§ Short problem
Write out the listing below in full and exactly, leaving out every picture.

# START OF Provided data

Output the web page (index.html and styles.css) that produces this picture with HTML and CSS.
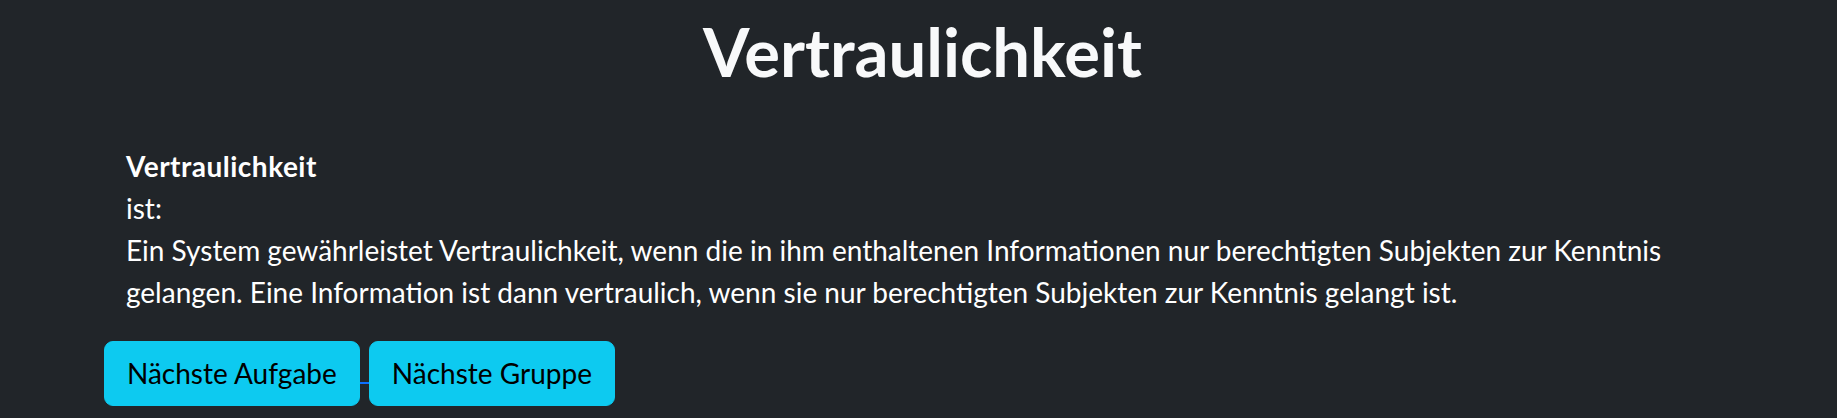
FILE: index.html
```html
<!DOCTYPE html>
<html lang="de">
<head>
<meta charset="utf-8">
<title>Vertraulichkeit</title>
<link rel="stylesheet" href="styles.css">
</head>
<body>
<main class="page">
  <h1 class="title">Vertraulichkeit</h1>
  <section class="card">
    <p class="definition">
      <strong class="term">Vertraulichkeit</strong><br>
      ist:<br>
      Ein System gewährleistet Vertraulichkeit, wenn die in ihm enthaltenen Informationen nur berechtigten Subjekten zur Kenntnis gelangen. Eine Information ist dann vertraulich, wenn sie nur berechtigten Subjekten zur Kenntnis gelangt ist.
    </p>
    <div class="actions">
      <a class="btn" href="#">Nächste Aufgabe</a><span class="link-gap"></span><a class="btn" href="#">Nächste Gruppe</a>
    </div>
  </section>
</main>
</body>
</html>
```
FILE: styles.css
```css
html, body {
  margin: 0;
  padding: 0;
  background: #212529;
  color: #f8f9fa;
  font-family: "Lato", "Open Sans", sans-serif;
}

.page {
  padding: 11px 118px 0 104px;
  height: 418px;
  box-sizing: border-box;
  overflow: hidden;
}

.title {
  margin: 0;
  font-size: 67px;
  line-height: 1.2;
  font-weight: 700;
  text-align: center;
  padding-left: 22px;
}

.card {
  margin-top: 54px;
}

.definition {
  margin: 0;
  padding-left: 22px;
  font-size: 28px;
  line-height: 42px;
  color: #fff;
}

.term {
  font-weight: 700;
  letter-spacing: 0.5px;
}

.actions {
  margin-top: 28px;
  display: flex;
  align-items: flex-start;
}

.btn {
  display: inline-block;
  background: #0dcaf0;
  color: #000;
  text-decoration: none;
  font-size: 28px;
  line-height: 42px;
  padding: 10px 22px 11px;
  border: 1px solid #0dcaf0;
  border-radius: 9px;
}

.link-gap {
  width: 9px;
  height: 2px;
  background: #0d6efd;
  margin-top: 41px;
}
```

# END OF Provided data

§ Result of the exercise
Output the web page (index.html and styles.css) that produces this picture with HTML and CSS.
FILE: index.html
```html
<!DOCTYPE html>
<html lang="de">
<head>
<meta charset="utf-8">
<title>Vertraulichkeit</title>
<link rel="stylesheet" href="styles.css">
</head>
<body>
<main class="page">
  <h1 class="title">Vertraulichkeit</h1>
  <section class="card">
    <p class="definition">
      <strong class="term">Vertraulichkeit</strong><br>
      ist:<br>
      Ein System gewährleistet Vertraulichkeit, wenn die in ihm enthaltenen Informationen nur berechtigten Subjekten zur Kenntnis gelangen. Eine Information ist dann vertraulich, wenn sie nur berechtigten Subjekten zur Kenntnis gelangt ist.
    </p>
    <div class="actions">
      <a class="btn" href="#">Nächste Aufgabe</a><span class="link-gap"></span><a class="btn" href="#">Nächste Gruppe</a>
    </div>
  </section>
</main>
</body>
</html>
```
FILE: styles.css
```css
html, body {
  margin: 0;
  padding: 0;
  background: #212529;
  color: #f8f9fa;
  font-family: "Lato", "Open Sans", sans-serif;
}

.page {
  padding: 11px 118px 0 104px;
  height: 418px;
  box-sizing: border-box;
  overflow: hidden;
}

.title {
  margin: 0;
  font-size: 67px;
  line-height: 1.2;
  font-weight: 700;
  text-align: center;
  padding-left: 22px;
}

.card {
  margin-top: 54px;
}

.definition {
  margin: 0;
  padding-left: 22px;
  font-size: 28px;
  line-height: 42px;
  color: #fff;
}

.term {
  font-weight: 700;
  letter-spacing: 0.5px;
}

.actions {
  margin-top: 28px;
  display: flex;
  align-items: flex-start;
}

.btn {
  display: inline-block;
  background: #0dcaf0;
  color: #000;
  text-decoration: none;
  font-size: 28px;
  line-height: 42px;
  padding: 10px 22px 11px;
  border: 1px solid #0dcaf0;
  border-radius: 9px;
}

.link-gap {
  width: 9px;
  height: 2px;
  background: #0d6efd;
  margin-top: 41px;
}
```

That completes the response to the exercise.